## Aim
Copy all the material that follows, keeping every character the same.

## Material provided
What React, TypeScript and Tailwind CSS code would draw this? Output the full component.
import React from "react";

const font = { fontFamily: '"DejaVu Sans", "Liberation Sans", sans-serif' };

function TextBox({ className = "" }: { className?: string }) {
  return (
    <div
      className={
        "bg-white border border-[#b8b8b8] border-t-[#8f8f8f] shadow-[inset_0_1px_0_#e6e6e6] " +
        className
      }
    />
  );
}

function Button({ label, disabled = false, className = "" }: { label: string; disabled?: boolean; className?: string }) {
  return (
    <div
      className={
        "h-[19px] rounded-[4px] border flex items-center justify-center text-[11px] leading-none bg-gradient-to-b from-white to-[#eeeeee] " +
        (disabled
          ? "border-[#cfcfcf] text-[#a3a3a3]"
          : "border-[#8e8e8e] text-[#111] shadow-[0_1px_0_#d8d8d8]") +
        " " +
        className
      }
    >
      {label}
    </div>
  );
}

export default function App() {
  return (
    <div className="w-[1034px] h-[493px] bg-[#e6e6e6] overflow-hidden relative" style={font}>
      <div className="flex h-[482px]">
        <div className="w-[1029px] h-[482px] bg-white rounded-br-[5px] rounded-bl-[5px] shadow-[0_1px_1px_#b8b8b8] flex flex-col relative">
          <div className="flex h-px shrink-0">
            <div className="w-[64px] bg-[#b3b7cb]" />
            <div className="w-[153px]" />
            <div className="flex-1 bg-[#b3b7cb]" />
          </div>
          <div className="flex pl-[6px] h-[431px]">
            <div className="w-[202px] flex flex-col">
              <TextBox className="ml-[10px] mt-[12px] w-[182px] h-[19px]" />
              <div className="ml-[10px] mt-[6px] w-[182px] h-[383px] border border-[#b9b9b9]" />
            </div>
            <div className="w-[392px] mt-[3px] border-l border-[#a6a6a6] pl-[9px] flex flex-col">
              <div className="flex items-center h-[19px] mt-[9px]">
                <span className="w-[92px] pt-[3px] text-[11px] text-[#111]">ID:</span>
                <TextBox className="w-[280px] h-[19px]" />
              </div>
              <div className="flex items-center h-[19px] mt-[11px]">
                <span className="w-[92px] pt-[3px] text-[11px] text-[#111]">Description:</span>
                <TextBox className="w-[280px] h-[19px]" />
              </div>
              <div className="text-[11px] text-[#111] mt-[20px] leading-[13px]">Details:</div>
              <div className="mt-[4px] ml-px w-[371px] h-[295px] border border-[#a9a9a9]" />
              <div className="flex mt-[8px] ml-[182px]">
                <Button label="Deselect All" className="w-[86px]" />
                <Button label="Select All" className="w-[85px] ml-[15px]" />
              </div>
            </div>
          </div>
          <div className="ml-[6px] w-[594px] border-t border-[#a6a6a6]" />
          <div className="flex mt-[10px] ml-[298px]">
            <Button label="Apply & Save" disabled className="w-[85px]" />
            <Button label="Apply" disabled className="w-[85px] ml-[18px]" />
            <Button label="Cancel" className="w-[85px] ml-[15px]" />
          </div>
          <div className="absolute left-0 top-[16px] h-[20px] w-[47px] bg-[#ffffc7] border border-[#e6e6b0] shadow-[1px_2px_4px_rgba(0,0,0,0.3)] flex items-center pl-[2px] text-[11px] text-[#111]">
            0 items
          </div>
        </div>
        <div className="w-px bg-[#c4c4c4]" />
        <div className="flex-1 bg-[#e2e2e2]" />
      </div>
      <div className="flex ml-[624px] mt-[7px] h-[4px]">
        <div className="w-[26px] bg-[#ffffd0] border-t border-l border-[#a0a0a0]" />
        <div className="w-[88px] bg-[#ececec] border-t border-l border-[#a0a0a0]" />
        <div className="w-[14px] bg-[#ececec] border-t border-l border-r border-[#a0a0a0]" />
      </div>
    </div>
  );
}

## Solution below
What React, TypeScript and Tailwind CSS code would draw this? Output the full component.
import React from "react";

const font = { fontFamily: '"DejaVu Sans", "Liberation Sans", sans-serif' };

function TextBox({ className = "" }: { className?: string }) {
  return (
    <div
      className={
        "bg-white border border-[#b8b8b8] border-t-[#8f8f8f] shadow-[inset_0_1px_0_#e6e6e6] " +
        className
      }
    />
  );
}

function Button({ label, disabled = false, className = "" }: { label: string; disabled?: boolean; className?: string }) {
  return (
    <div
      className={
        "h-[19px] rounded-[4px] border flex items-center justify-center text-[11px] leading-none bg-gradient-to-b from-white to-[#eeeeee] " +
        (disabled
          ? "border-[#cfcfcf] text-[#a3a3a3]"
          : "border-[#8e8e8e] text-[#111] shadow-[0_1px_0_#d8d8d8]") +
        " " +
        className
      }
    >
      {label}
    </div>
  );
}

export default function App() {
  return (
    <div className="w-[1034px] h-[493px] bg-[#e6e6e6] overflow-hidden relative" style={font}>
      <div className="flex h-[482px]">
        <div className="w-[1029px] h-[482px] bg-white rounded-br-[5px] rounded-bl-[5px] shadow-[0_1px_1px_#b8b8b8] flex flex-col relative">
          <div className="flex h-px shrink-0">
            <div className="w-[64px] bg-[#b3b7cb]" />
            <div className="w-[153px]" />
            <div className="flex-1 bg-[#b3b7cb]" />
          </div>
          <div className="flex pl-[6px] h-[431px]">
            <div className="w-[202px] flex flex-col">
              <TextBox className="ml-[10px] mt-[12px] w-[182px] h-[19px]" />
              <div className="ml-[10px] mt-[6px] w-[182px] h-[383px] border border-[#b9b9b9]" />
            </div>
            <div className="w-[392px] mt-[3px] border-l border-[#a6a6a6] pl-[9px] flex flex-col">
              <div className="flex items-center h-[19px] mt-[9px]">
                <span className="w-[92px] pt-[3px] text-[11px] text-[#111]">ID:</span>
                <TextBox className="w-[280px] h-[19px]" />
              </div>
              <div className="flex items-center h-[19px] mt-[11px]">
                <span className="w-[92px] pt-[3px] text-[11px] text-[#111]">Description:</span>
                <TextBox className="w-[280px] h-[19px]" />
              </div>
              <div className="text-[11px] text-[#111] mt-[20px] leading-[13px]">Details:</div>
              <div className="mt-[4px] ml-px w-[371px] h-[295px] border border-[#a9a9a9]" />
              <div className="flex mt-[8px] ml-[182px]">
                <Button label="Deselect All" className="w-[86px]" />
                <Button label="Select All" className="w-[85px] ml-[15px]" />
              </div>
            </div>
          </div>
          <div className="ml-[6px] w-[594px] border-t border-[#a6a6a6]" />
          <div className="flex mt-[10px] ml-[298px]">
            <Button label="Apply & Save" disabled className="w-[85px]" />
            <Button label="Apply" disabled className="w-[85px] ml-[18px]" />
            <Button label="Cancel" className="w-[85px] ml-[15px]" />
          </div>
          <div className="absolute left-0 top-[16px] h-[20px] w-[47px] bg-[#ffffc7] border border-[#e6e6b0] shadow-[1px_2px_4px_rgba(0,0,0,0.3)] flex items-center pl-[2px] text-[11px] text-[#111]">
            0 items
          </div>
        </div>
        <div className="w-px bg-[#c4c4c4]" />
        <div className="flex-1 bg-[#e2e2e2]" />
      </div>
      <div className="flex ml-[624px] mt-[7px] h-[4px]">
        <div className="w-[26px] bg-[#ffffd0] border-t border-l border-[#a0a0a0]" />
        <div className="w-[88px] bg-[#ececec] border-t border-l border-[#a0a0a0]" />
        <div className="w-[14px] bg-[#ececec] border-t border-l border-r border-[#a0a0a0]" />
      </div>
    </div>
  );
}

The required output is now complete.